--- start ---

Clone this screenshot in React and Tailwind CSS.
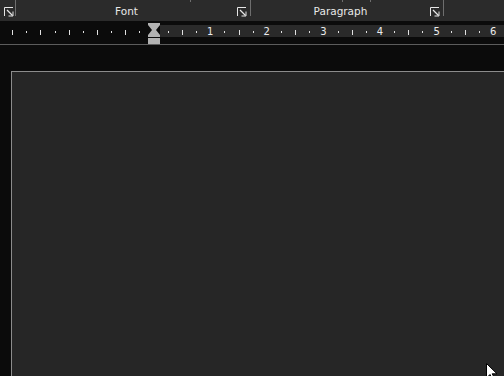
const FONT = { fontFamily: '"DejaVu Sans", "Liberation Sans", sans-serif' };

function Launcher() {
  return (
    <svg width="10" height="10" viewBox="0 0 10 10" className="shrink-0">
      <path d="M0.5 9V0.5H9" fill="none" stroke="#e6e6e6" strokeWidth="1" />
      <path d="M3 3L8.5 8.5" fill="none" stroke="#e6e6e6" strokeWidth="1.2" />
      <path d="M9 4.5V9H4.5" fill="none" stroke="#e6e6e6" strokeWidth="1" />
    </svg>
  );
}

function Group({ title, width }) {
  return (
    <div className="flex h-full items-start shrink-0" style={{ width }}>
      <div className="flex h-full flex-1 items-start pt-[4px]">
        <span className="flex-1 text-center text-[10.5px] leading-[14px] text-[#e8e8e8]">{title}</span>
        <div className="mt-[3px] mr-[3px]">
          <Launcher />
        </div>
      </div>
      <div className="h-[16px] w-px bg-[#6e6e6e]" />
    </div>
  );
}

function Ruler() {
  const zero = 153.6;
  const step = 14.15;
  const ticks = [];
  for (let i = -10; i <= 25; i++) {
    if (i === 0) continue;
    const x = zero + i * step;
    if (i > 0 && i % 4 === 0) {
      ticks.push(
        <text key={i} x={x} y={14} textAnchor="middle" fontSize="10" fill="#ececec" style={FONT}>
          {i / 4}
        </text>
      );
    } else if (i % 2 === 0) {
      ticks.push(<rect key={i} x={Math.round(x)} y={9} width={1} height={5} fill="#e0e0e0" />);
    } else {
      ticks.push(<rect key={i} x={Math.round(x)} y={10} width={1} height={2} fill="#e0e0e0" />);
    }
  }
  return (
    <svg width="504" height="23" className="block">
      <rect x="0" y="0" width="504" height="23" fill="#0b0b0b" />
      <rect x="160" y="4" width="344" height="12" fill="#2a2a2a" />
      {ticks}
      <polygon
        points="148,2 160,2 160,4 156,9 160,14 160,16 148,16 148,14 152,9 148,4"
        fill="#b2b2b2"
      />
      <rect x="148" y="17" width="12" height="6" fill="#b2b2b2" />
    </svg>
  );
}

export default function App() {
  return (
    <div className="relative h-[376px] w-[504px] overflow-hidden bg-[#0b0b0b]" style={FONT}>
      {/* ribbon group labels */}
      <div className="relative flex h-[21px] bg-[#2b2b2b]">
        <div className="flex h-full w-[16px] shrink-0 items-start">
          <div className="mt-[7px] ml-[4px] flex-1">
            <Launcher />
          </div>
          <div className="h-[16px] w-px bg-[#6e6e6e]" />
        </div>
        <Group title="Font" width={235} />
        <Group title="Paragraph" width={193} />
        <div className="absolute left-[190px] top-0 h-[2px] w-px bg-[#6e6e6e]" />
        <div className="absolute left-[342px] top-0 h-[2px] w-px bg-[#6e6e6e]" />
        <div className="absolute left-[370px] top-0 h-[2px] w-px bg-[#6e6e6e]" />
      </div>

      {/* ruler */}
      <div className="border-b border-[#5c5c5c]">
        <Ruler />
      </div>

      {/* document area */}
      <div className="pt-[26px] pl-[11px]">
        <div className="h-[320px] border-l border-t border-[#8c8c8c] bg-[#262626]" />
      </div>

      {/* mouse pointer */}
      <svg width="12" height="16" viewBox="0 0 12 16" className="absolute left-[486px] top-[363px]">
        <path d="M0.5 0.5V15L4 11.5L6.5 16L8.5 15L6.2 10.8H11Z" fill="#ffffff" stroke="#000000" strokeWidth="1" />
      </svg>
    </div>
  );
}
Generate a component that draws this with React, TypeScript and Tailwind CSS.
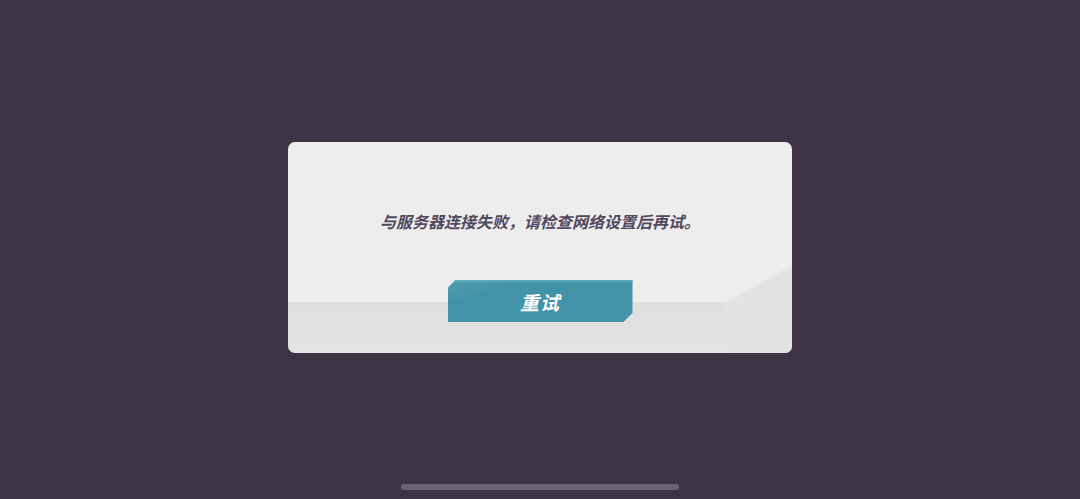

--- end ---

WHAT YOU WILL DO
Show the lines of the records that include the string "React".

EXERCISE OUTPUT
Clone this screenshot in React and Tailwind CSS.
Generate a component that draws this with React, TypeScript and Tailwind CSS.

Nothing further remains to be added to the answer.